Boy, 10, shot at gas station making strides in recovery -, GA News Weather & Sports

Boy, 10, shot at gas station making strides in recovery


A 10-year-old boy shot at a gas station is making significant strides after weeks at Children's Mercy Hospital.

Ka'Vyea Tyson Curry is off a ventilator and breathing on his own after gunfire left him paralyzed. He is playing video games and eating solid foods. He is now able to talk to his family and the medical staff who are amazed by his progress.

"He's talking up a storm," his grandfather, Forest Tyson Jr., said. "He'll talk with anyone that's there."

Doctors fitted Ka'Vyea with a back brace in mid-May to steady the boy's fragile spine. Now that he's stronger he can start a physical therapy regimen designed to restore feeling and movement to his legs and arms. Tyson said Ka'Vyea occasionally can feel tingling in his feet, and is slowly regaining a full range of motion in his arms.

"He is working really, really hard," Tyson said. "I know he just wants to get up out of there.

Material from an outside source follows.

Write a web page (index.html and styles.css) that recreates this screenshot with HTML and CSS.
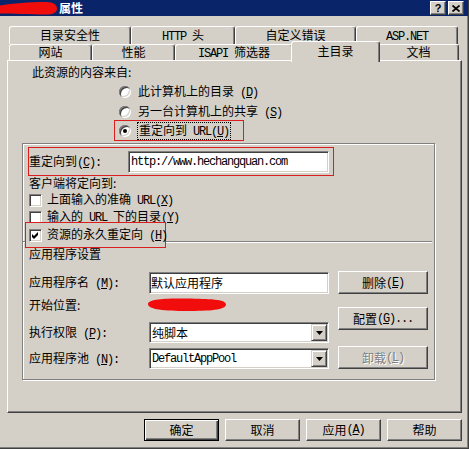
FILE: index.html
```html
<!DOCTYPE html>
<html lang="zh-CN">
<head>
<meta charset="utf-8">
<title>属性</title>
<link rel="stylesheet" href="styles.css">
</head>
<body>
<div class="win">
  <div class="titlebar">
    <svg class="scribble" viewBox="0 0 57 14" width="57" height="14"><path d="M0,4.5 C12,2.5 30,1 46,1 C54,1 57,4 57,7.5 C57,11.5 53,13.5 46,13.5 C30,13.5 12,12.5 0,12.5 Z" fill="#f20d0d"/></svg>
    <span class="title">属性</span>
    <span class="tbbtns">
      <span class="tbb">?</span>
      <span class="tbb"><svg width="8" height="7" viewBox="0 0 8 7"><path d="M0.5,0.5 L7.5,6.5 M7.5,0.5 L0.5,6.5" stroke="#000" stroke-width="1.7"/></svg></span>
    </span>
  </div>

  <div class="tabs">
    <div class="tabrow r1">
      <div class="tab t122">目录安全性</div>
      <div class="tab t104"><span class="m">HTTP </span>头</div>
      <div class="tab t121">自定义错误</div>
      <div class="tab t102"><span class="m">ASP.NET</span></div>
    </div>
    <div class="tabrow r2">
      <div class="tab t83">网站</div>
      <div class="tab t83">性能</div>
      <div class="tab t118"><span class="m">ISAPI </span>筛选器</div>
      <div class="tab sel">主目录</div>
      <div class="tab t81">文档</div>
    </div>
  </div>

  <div class="panel">
    <div class="heading">此资源的内容来自:</div>
    <div class="opts">
      <div class="opt"><span class="radio"></span><span>此计算机上的目录<span class="m"> (<u>D</u>)</span></span></div>
      <div class="opt"><span class="radio"></span><span>另一台计算机上的共享<span class="m"> (<u>S</u>)</span></span></div>
      <div class="opt hl"><span class="radio on"></span><span class="focus">重定向到<span class="m"> URL(<u>U</u>)</span></span></div>
    </div>

    <div class="frame">
      <div class="redir">
        <span class="lbl">重定向到<span class="m">(<u>C</u>):</span></span>
        <span class="field url m">http://www.hechangquan.com</span>
      </div>
      <div class="sub">客户端将定向到:</div>
      <div class="chk first"><span class="cb"></span><span>上面输入的准确<span class="m"> URL(<u>X</u>)</span></span></div>
      <div class="chk second"><span class="cb"></span><span>输入的<span class="m"> URL </span>下的目录<span class="m">(<u>Y</u>)</span></span></div>
      <div class="chk hl"><span class="cb"><svg width="7" height="7" viewBox="0 0 7 7"><polygon points="0,2 2,4 6,0 6,3 2,7 0,5" fill="#000"/></svg></span><span>资源的永久重定向<span class="m"> (<u>H</u>)</span></span></div>
      <div class="sep"></div>
      <div class="sub2">应用程序设置</div>
      <div class="app">
        <div class="app-left">
          <div class="arow a1"><span class="alabel">应用程序名<span class="m"> (<u>M</u>):</span></span><span class="field wide">默认应用程序</span></div>
          <div class="arow a2"><span class="alabel">开始位置:</span><svg class="blob" width="80" height="15" viewBox="0 0 80 15"><path d="M1,7 C1,2 18,1 40,1.5 C62,2 79,2 79,7.5 C79,13 62,14 40,14 C18,14 1,12.5 1,7 Z" fill="#f20d0d"/></svg></div>
          <div class="arow a3"><span class="alabel">执行权限<span class="m"> (<u>P</u>):</span></span><span class="select"><span>纯脚本</span><span class="dd"><svg width="7" height="4" viewBox="0 0 7 4"><polygon points="0,0 7,0 3.5,4" fill="#000"/></svg></span></span></div>
          <div class="arow a4"><span class="alabel">应用程序池<span class="m"> (<u>N</u>):</span></span><span class="select"><span class="m">DefaultAppPool</span><span class="dd"><svg width="7" height="4" viewBox="0 0 7 4"><polygon points="0,0 7,0 3.5,4" fill="#000"/></svg></span></span></div>
        </div>
        <div class="app-right">
          <div class="btn side">删除<span class="m"> (<u>E</u>)</span></div>
          <div class="btn side b2">配置<span class="m"> (<u>G</u>)...</span></div>
          <div class="btn side b3 dis">卸载<span class="m"> (<u>L</u>)</span></div>
        </div>
      </div>
    </div>
  </div>

  <div class="footer">
    <div class="btn foot def">确定</div>
    <div class="btn foot">取消</div>
    <div class="btn foot">应用<span class="m"> (<u>A</u>)</span></div>
    <div class="btn foot">帮助</div>
  </div>
</div>
</body>
</html>
```

FILE: styles.css
```css
* { box-sizing: border-box; }

body {
  margin: 0;
  font: 12px/1.2 "Noto Sans CJK SC", "Liberation Sans", sans-serif;
  color: #000;
  background: #d4d0c8;
}

.m {
  font-family: "Liberation Mono", "Noto Sans CJK SC", monospace;
  font-size: 12px;
  letter-spacing: -1.2px;
}

.win {
  width: 469px;
  height: 449px;
  background: #d4d0c8;
  border-right: 1px solid #404040;
  border-bottom: 1px solid #404040;
  box-shadow: inset -1px -1px 0 #808080;
  overflow: hidden;
}

/* title bar */
.titlebar {
  height: 16px;
  background: #0a246a;
  display: flex;
  align-items: center;
  padding-right: 4px;
}
.scribble { flex: none; display: block; }
.title {
  color: #fff;
  font-weight: bold;
  margin-left: 2px;
  line-height: 14px;
}
.tbbtns { margin-left: auto; display: flex; gap: 2px; }
.tbb {
  width: 16px;
  height: 14px;
  background: #d4d0c8;
  border: 1px solid;
  border-color: #fff #404040 #404040 #fff;
  box-shadow: inset -1px -1px 0 #808080;
  display: flex;
  align-items: center;
  justify-content: center;
  font: bold 11px/1 "Liberation Sans", sans-serif;
}

/* tabs */
.tabs { padding: 10px 0 0 9px; }
.tabrow { display: flex; height: 18px; }
.tabrow.r2 { height: 16px; }
.tab {
  flex: none;
  height: 100%;
  border: 1px solid;
  border-bottom: 0;
  border-color: #fff #404040 transparent #fff;
  box-shadow: inset -1px 0 0 #808080;
  border-radius: 3px 3px 0 0;
  text-align: center;
  line-height: 16px;
  white-space: nowrap;
}
.r2 .tab { line-height: 14px; }
.t122 { width: 122px; }
.t104 { width: 104px; }
.t121 { width: 121px; }
.t102 { width: 102px; }
.t83 { width: 83px; }
.t118 { width: 118px; }
.t81 { width: 81px; }
.r2 .tab.sel {
  width: 89px;
  height: 21px;
  margin: -3px -2px 0;
  position: relative;
  z-index: 1;
  background: #d4d0c8;
  line-height: 18px;
  align-self: flex-start;
}

/* panel */
.panel {
  margin-left: 7px;
  width: 455px;
  height: 353px;
  border: 1px solid;
  border-color: #fff #404040 #404040 #fff;
  box-shadow: inset -1px -1px 0 #808080;
  padding-top: 1px;
}
.heading { height: 20px; line-height: 20px; padding-left: 24px; }

.opts { margin-left: 106px; }
.opt {
  height: 20px;
  line-height: 14px;
  display: flex;
  align-items: center;
  gap: 7px;
  padding-left: 5px;
  white-space: nowrap;
}
.opt.hl {
  margin-top: -2px;
  height: 21px;
  width: 130px;
  border: 1px solid #d81e1e;
  padding-left: 4px;
}
.radio {
  flex: none;
  width: 12px;
  height: 12px;
  border-radius: 50%;
  background: #fff;
  box-shadow: inset 1px 1px 0 #808080, inset -1px -1px 0 #fff,
              inset 2px 2px 0 #404040, inset -2px -2px 0 #d4d0c8;
  display: flex;
  align-items: center;
  justify-content: center;
}
.radio.on::after {
  content: "";
  width: 4px;
  height: 4px;
  border-radius: 50%;
  background: #000;
}
.focus { outline: 1px dotted #000; line-height: 13px; padding: 0 1px; }

/* frame */
.frame {
  margin: 2px 0 0 14px;
  width: 413px;
  height: 237px;
  border: 1px solid #808080;
  box-shadow: inset 1px 1px 0 #fff, 1px 1px 0 #fff;
}
.redir {
  margin: 3px 0 0 5px;
  width: 306px;
  height: 29px;
  line-height: 14px;
  border: 1px solid #d81e1e;
  display: flex;
  align-items: center;
}
.redir .lbl { width: 99px; flex: none; white-space: nowrap; }

.field {
  background: #fff;
  border: 1px solid;
  border-color: #808080 #fff #fff #808080;
  box-shadow: inset 1px 1px 0 #404040, inset -1px -1px 0 #d4d0c8;
  height: 22px;
  line-height: 14px;
  display: flex;
  align-items: center;
  padding-left: 2px;
  white-space: nowrap;
}
.url { width: 201px; }
.wide { width: 180px; padding-left: 1px; }

.sub { margin-left: 6px; height: 13px; line-height: 13px; }
.chk {
  margin-left: 6px;
  height: 14px;
  line-height: 13px;
  display: flex;
  align-items: center;
  gap: 5px;
  white-space: nowrap;
}
.chk.first { margin-top: 4px; }
.chk.second { margin-top: 3px; }
.chk.hl {
  margin: -2px 0 0 2px;
  width: 141px;
  height: 26px;
  border: 1px solid #d81e1e;
  padding-left: 3px;
  position: relative;
  z-index: 1;
  background: #d4d0c8;
}
.cb {
  flex: none;
  width: 13px;
  height: 13px;
  background: #fff;
  border: 1px solid;
  border-color: #808080 #fff #fff #808080;
  box-shadow: inset 1px 1px 0 #404040, inset -1px -1px 0 #d4d0c8;
  display: flex;
  align-items: center;
  justify-content: center;
}
.cb svg { display: block; }

.sep {
  margin-top: -7px;
  width: 409px;
  height: 2px;
  border-top: 1px solid #808080;
  border-bottom: 1px solid #fff;
}
.sub2 { margin: 4px 0 0 6px; height: 14px; line-height: 14px; }

.app { display: flex; align-items: flex-start; margin-left: 6px; }
.app-left { margin-top: 11px; width: 300px; }
.arow { display: flex; align-items: center; line-height: 14px; }
.alabel { width: 120px; flex: none; white-space: nowrap; }
.a1 { height: 22px; }
.a2 { margin-top: 3px; height: 15px; }
.a3 { margin-top: 10px; height: 21px; }
.a4 { margin-top: 5px; height: 21px; }
.blob { display: block; margin-left: -2px; }

.select {
  width: 180px;
  height: 21px;
  background: #fff;
  border: 1px solid;
  border-color: #808080 #fff #fff #808080;
  box-shadow: inset 1px 1px 0 #404040, inset -1px -1px 0 #d4d0c8;
  display: flex;
  align-items: center;
  padding-left: 2px;
  white-space: nowrap;
}
.dd {
  margin-left: auto;
  margin-right: 1px;
  width: 16px;
  height: 17px;
  background: #d4d0c8;
  border: 1px solid;
  border-color: #d4d0c8 #404040 #404040 #d4d0c8;
  box-shadow: inset 1px 1px 0 #fff, inset -1px -1px 0 #808080;
  display: flex;
  align-items: center;
  justify-content: center;
}
.dd svg { display: block; }

.app-right { margin: 10px 0 0 9px; display: flex; flex-direction: column; }

.btn {
  background: #d4d0c8;
  border: 1px solid;
  border-color: #fff #404040 #404040 #fff;
  box-shadow: inset -1px -1px 0 #808080;
  display: flex;
  align-items: center;
  justify-content: center;
  line-height: 14px;
  white-space: nowrap;
}
.side { width: 90px; height: 23px; }
.b2 { margin-top: 13px; }
.b3 { margin-top: 16px; }
.dis { color: #808080; text-shadow: 1px 1px 0 #fff; }

.footer {
  display: flex;
  justify-content: flex-end;
  gap: 6px;
  margin-top: 6px;
  padding-right: 6px;
}
.foot { width: 75px; height: 22px; }
.btn.def {
  border-color: #000;
  box-shadow: inset 1px 1px 0 #fff, inset -1px -1px 0 #404040, inset -2px -2px 0 #808080;
}
```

I told him, ‘If you do the work, it will come very soon.'"

K.C. Curry, 34, had driven to a gas station in the 4500 block of Cleveland Avenue to get gas and snacks for his young son and a 5 year-old boy.

Prosecutors say Dontae D. Jefferson, 27, calmly walked up to the car and fired eight bullets. K.C. Curry died from a gunshot wound to the head while his son suffered life-threatening injuries. The 5-year-old boy was not physically hurt but is undergoing counseling after seeing such traumatic events.

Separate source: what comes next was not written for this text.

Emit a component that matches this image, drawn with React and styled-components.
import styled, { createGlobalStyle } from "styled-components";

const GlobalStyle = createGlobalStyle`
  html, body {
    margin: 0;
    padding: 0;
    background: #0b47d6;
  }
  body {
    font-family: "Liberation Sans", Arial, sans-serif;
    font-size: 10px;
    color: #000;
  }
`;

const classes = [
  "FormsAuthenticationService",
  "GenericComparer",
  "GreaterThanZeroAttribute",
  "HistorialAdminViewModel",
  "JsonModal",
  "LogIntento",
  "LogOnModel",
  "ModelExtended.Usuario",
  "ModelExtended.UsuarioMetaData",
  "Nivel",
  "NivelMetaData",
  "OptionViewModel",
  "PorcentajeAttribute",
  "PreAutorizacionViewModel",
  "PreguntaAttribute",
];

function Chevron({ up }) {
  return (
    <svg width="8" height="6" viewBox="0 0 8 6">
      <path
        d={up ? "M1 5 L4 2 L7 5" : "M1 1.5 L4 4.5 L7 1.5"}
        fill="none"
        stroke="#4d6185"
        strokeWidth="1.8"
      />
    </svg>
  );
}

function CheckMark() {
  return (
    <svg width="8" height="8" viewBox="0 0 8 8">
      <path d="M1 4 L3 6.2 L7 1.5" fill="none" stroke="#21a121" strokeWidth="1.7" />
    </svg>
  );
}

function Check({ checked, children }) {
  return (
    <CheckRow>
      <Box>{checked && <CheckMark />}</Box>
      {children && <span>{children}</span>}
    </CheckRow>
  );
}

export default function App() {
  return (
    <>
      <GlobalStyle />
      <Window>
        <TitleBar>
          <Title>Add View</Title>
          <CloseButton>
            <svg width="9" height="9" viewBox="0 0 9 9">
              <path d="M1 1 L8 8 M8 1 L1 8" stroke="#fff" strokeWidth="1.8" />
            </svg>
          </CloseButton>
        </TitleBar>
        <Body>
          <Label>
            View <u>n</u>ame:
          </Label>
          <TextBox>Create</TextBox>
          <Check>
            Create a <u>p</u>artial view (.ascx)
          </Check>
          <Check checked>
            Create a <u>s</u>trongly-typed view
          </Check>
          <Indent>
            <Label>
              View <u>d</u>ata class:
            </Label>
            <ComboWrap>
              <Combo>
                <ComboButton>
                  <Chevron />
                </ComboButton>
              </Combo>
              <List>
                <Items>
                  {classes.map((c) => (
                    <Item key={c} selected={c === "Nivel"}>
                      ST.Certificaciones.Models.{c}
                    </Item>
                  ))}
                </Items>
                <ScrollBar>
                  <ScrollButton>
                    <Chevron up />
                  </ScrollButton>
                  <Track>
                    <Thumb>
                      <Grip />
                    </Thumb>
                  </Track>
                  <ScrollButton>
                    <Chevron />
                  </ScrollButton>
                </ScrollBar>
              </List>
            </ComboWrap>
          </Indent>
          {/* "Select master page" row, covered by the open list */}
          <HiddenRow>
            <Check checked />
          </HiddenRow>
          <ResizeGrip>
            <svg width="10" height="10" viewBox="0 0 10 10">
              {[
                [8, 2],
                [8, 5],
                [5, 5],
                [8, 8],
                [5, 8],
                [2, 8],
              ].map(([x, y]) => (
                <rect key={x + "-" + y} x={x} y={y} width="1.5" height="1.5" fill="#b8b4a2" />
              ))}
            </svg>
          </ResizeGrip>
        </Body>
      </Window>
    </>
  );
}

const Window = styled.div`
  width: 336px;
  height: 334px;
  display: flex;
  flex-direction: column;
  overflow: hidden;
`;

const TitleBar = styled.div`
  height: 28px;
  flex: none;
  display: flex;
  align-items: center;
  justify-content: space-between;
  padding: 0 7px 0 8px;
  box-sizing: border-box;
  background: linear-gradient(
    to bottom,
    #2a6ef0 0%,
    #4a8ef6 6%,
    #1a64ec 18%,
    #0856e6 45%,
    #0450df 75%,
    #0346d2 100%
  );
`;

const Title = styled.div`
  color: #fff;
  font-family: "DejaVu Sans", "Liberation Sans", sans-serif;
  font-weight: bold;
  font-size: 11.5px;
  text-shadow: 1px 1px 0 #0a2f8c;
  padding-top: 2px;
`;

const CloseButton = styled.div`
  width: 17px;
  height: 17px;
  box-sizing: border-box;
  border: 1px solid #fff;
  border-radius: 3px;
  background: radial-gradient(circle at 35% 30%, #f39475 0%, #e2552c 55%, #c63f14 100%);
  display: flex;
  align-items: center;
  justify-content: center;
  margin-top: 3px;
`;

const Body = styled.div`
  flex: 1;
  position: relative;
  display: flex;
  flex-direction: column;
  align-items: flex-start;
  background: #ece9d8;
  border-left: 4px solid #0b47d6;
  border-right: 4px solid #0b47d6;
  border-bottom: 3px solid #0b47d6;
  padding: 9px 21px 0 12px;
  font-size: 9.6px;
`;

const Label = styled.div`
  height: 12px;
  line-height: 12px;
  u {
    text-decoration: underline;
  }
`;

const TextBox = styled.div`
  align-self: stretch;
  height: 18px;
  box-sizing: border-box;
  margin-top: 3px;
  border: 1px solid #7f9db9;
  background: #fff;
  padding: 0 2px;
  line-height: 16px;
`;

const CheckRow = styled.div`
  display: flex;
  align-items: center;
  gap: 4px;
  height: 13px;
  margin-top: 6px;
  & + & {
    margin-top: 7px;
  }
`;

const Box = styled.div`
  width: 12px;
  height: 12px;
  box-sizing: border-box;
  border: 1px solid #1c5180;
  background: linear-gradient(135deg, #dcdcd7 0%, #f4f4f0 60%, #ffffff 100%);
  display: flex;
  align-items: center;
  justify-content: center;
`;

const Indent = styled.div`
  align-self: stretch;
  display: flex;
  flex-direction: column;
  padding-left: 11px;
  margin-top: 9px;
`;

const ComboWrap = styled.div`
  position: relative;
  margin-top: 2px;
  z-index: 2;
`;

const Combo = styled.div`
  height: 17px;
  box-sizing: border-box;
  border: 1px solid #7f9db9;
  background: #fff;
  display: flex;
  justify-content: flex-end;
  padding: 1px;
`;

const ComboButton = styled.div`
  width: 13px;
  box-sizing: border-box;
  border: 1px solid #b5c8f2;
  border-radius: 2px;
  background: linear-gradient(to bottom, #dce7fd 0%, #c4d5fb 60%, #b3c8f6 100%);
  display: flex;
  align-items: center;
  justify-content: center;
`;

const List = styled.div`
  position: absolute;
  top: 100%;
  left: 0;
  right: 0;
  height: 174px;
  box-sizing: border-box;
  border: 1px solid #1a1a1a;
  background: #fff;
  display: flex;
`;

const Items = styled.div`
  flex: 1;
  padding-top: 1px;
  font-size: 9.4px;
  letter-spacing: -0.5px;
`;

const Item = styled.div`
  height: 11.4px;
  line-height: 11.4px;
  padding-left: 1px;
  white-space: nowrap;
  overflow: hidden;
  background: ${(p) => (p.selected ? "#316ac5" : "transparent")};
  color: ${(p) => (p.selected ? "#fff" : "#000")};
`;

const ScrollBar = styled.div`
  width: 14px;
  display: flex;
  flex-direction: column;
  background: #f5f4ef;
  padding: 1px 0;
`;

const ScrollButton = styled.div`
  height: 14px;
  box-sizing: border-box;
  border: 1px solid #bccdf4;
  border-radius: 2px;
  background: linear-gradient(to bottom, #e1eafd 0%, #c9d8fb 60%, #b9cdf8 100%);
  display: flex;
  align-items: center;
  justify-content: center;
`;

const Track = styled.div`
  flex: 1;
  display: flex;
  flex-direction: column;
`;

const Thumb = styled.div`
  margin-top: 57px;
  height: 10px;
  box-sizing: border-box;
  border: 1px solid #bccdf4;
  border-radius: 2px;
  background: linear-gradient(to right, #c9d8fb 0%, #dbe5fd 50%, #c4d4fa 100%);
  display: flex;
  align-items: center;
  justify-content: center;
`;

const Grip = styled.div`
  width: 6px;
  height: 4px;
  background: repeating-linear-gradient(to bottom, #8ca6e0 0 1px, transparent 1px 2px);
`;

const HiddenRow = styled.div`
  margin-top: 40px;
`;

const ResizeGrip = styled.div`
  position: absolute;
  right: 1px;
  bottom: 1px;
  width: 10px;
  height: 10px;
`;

Prosecutors have yet to talk to Ka'Vyea but hope to do soon.

The boy sometimes has flashbacks to that horrible night in April.

His family and medical providers are working hard to keep him distracted through video games, regular visitors and even video chats with his classmates. He knows he is missing birthday parties, the last days of the school year and playing outside in the spring air.

"We haven't really gotten to the point where we're asking him about that night," Tyson said. "He has moments where he gets down. Then just his classmates coming up and visiting completely changes his whole attitude."